Book – Divergent
Author – Veronica Roth
Year – 2011
Pages – 487
Genre – Young Adult Distopian Sci-Fi
Series – Divergent Series
One of the big draw backs of being a teacher – a job I love – is that it leaves you with precious little time for recreational reading. I spend most of my life reading students’ books, or GCSE specifications, emails from colleagues, working on the productions that we are doing at school or for exams, and therefore rarely take a break to read for pleasure. I’ve bemoaned it several times on here, and it has resulted in a backlog of (literally) around a thousand books filling up my bedroom. Some of them I know I should read (Alex has eternal disappointment in me for having not yet read To Kill A Mockingbird, and my nemesis – Catch 22 – seems a distant project), but it is so tough to read something that may be a slog. There are so many classics I love, but they are rarely gripping to the extent that you can’t put them down.
So it is absolutely wonderful to be swept away in a totally engaging novel such as Divergent, and for the first time in many many years, I started reading and just could not stop. As I finished reading last night, I realised that it was light outside. I got through the whole five hundred pages in one sitting.
So why is it so gripping? It is fairly standard YA Sci Fi fare. Tris lives in a world where everyone is split into one of five factions dependant upon their personality types. We join her at age sixteen where she must decide whether to stay with the Abnegation – a faction of selfless do-gooders – or join one of the other four factions promoting peace, strength, honesty or intelligence. This first book of the series shows her initiation into this faction – a fairly standard YA first book trope where she must make friends and learn about herself – before segueing into a main story that will run for the trilogy. It is full of action, fight sequences, interesting lore, characters with some level of depth and just sheer fun. The pace is fast and the interest is maintained at a high level, and taking a cue maybe from books such as The Hunger Games, it instantly feels like it has been written to become a film.

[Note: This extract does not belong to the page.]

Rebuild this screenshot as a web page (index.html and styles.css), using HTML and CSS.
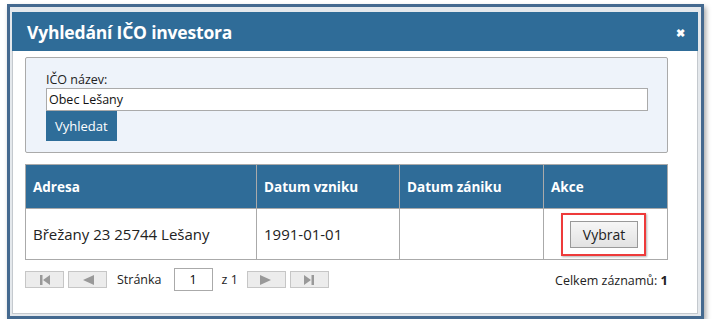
FILE: index.html
```html
<!DOCTYPE html>
<html lang="cs">
<head>
  <meta charset="UTF-8">
  <title>Vyhledání IČO investora</title>
  <link rel="stylesheet" href="styles.css">
</head>
<body>
  <div class="frame">
    <div class="dialog">
      <div class="dialog-header">
        <h2>Vyhledání IČO investora</h2>
        <span class="close">&#10006;</span>
      </div>

      <div class="dialog-body">
        <div class="search-box">
          <label for="ico">IČO název:</label>
          <input type="text" id="ico" value="Obec Lešany">
          <button class="btn-primary">Vyhledat</button>
        </div>

        <table class="results">
          <thead>
            <tr>
              <th class="col-addr">Adresa</th>
              <th class="col-from">Datum vzniku</th>
              <th class="col-to">Datum zániku</th>
              <th>Akce</th>
            </tr>
          </thead>
          <tbody>
            <tr>
              <td>Břežany 23 25744 Lešany</td>
              <td>1991-01-01</td>
              <td></td>
              <td><span class="highlight"><button class="btn-pick">Vybrat</button></span></td>
            </tr>
          </tbody>
        </table>

        <div class="pager">
          <div class="pager-left">
            <button class="pg-btn"><svg width="12" height="12" viewBox="0 0 12 12"><rect x="1" y="1" width="2.5" height="10" fill="#999"/><polygon points="11,1 11,11 4,6" fill="#999"/></svg></button>
            <button class="pg-btn"><svg width="14" height="12" viewBox="0 0 14 12"><polygon points="13,1 13,11 2,6" fill="#999"/></svg></button>
            <span class="pg-label">Stránka</span>
            <input type="text" class="pg-input" value="1">
            <span class="pg-of">z 1</span>
            <button class="pg-btn"><svg width="14" height="12" viewBox="0 0 14 12"><polygon points="1,1 1,11 12,6" fill="#999"/></svg></button>
            <button class="pg-btn"><svg width="12" height="12" viewBox="0 0 12 12"><polygon points="1,1 1,11 8,6" fill="#999"/><rect x="8.5" y="1" width="2.5" height="10" fill="#999"/></svg></button>
          </div>
          <div class="total">Celkem záznamů: <strong>1</strong></div>
        </div>
      </div>
    </div>
  </div>
</body>
</html>
```

FILE: styles.css
```css
body {
  margin: 0;
  padding: 4px 0 0 7px;
  font-family: 'Open Sans', 'Noto Sans', sans-serif;
  color: #222;
  background: #fff;
}

.frame {
  width: 697px;
  height: 315px;
  box-sizing: border-box;
  border: 3px solid #44698f;
  padding: 5px 3px 2px 2px;
  background: #e4e8ec;
  box-shadow: 2px 3px 5px rgba(0, 0, 0, 0.35);
}

.dialog {
  height: 100%;
  background: #fff;
  border: 1px solid #c4c9ce;
  box-sizing: border-box;
}

.dialog-header {
  height: 39px;
  background-color: #2f6c98;
  display: flex;
  align-items: center;
  justify-content: space-between;
  padding: 0 13px 0 15px;
  margin: -1px -1px 0 -1px;
  color: #fff;
}

.dialog-header h2 {
  margin: 0;
  font-size: 17.5px;
  font-weight: 700;
  letter-spacing: -0.2px;
}

.close {
  font-size: 11px;
  font-weight: bold;
  margin-top: 2px;
}

.dialog-body {
  padding: 6px 29px 0 12px;
}

.search-box {
  background-color: #eef3fa;
  border: 1px solid #aaa;
  border-radius: 2px;
  padding: 13px 19px 11px 20px;
  display: flex;
  flex-direction: column;
  align-items: flex-start;
}

.search-box label {
  font-size: 12.5px;
  line-height: 17px;
}

.search-box input {
  width: 100%;
  box-sizing: border-box;
  height: 23px;
  border: 1px solid #aaa;
  padding: 0 2px;
  font-family: inherit;
  font-size: 12.5px;
  color: #111;
  outline: none;
}

.btn-primary {
  background-color: #2e6d99;
  color: #fff;
  border: none;
  height: 30px;
  padding: 0 9px;
  font-family: inherit;
  font-size: 13px;
  cursor: pointer;
}

.results {
  width: 100%;
  margin-top: 11px;
  border-collapse: collapse;
  border: 1px solid #aaa;
}

.results th {
  background-color: #2f6c98;
  color: #fff;
  text-align: left;
  font-size: 13.5px;
  font-weight: 700;
  height: 43px;
  padding: 0 7px;
  border: 1px solid #aaa;
}

.results td {
  font-size: 15px;
  height: 50px;
  padding: 0 7px;
  border: 1px solid #aaa;
  color: #222;
}

.col-addr { width: 216px; }
.col-from { width: 128px; }
.col-to { width: 129px; }

.highlight {
  display: inline-block;
  border: 2px solid #ee3b3b;
  padding: 6px 6px 6px 7px;
  margin-left: 10px;
  box-shadow: 1px 1px 2px rgba(0, 0, 0, 0.3);
  vertical-align: middle;
}

.btn-pick {
  display: block;
  background: linear-gradient(#f6f6f6, #e2e2e2);
  border: 1px solid #999;
  height: 27px;
  width: 68px;
  font-family: inherit;
  font-size: 14px;
  color: #222;
  padding: 0;
}

.pager {
  display: flex;
  justify-content: space-between;
  align-items: center;
  margin-top: 8px;
}

.pager-left {
  display: flex;
  align-items: center;
}

.pg-btn {
  width: 39px;
  height: 17px;
  background: #ececec;
  border: 1px solid #c6c6c6;
  margin-right: 4px;
  padding: 0;
  display: flex;
  align-items: center;
  justify-content: center;
}

.pg-label {
  font-size: 12.5px;
  margin: 0 12px 0 6px;
}

.pg-input {
  width: 39px;
  height: 23px;
  box-sizing: border-box;
  border: 1px solid #aaa;
  text-align: center;
  font-family: inherit;
  font-size: 12.5px;
  padding: 0;
}

.pg-of {
  font-size: 12.5px;
  margin: 0 9px 0 9px;
}

.total {
  font-size: 12.5px;
}

.total strong {
  font-size: 13px;
}
```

I think this is a great way to write this kind of book. There is a cynic in me that would suggest that writing a book to be simply made into a film (as this series duly was) is somewhat money grabbing. But sod it, why not? If you can hook young people to read more by writing in the exciting style of movies, then let’s do it!
I’m not going to pretend that it is Hemingway or Austen, but at the end of the day I am writing about how much I enjoy a book, not necessarily about its inherent literate qualities. And I loved this one. In fact, I loved it enough that despite finishing it at 5:30 this morning, I have just – seventeen hours later – finished the second book in the series. And that is my seal that it is worth reading.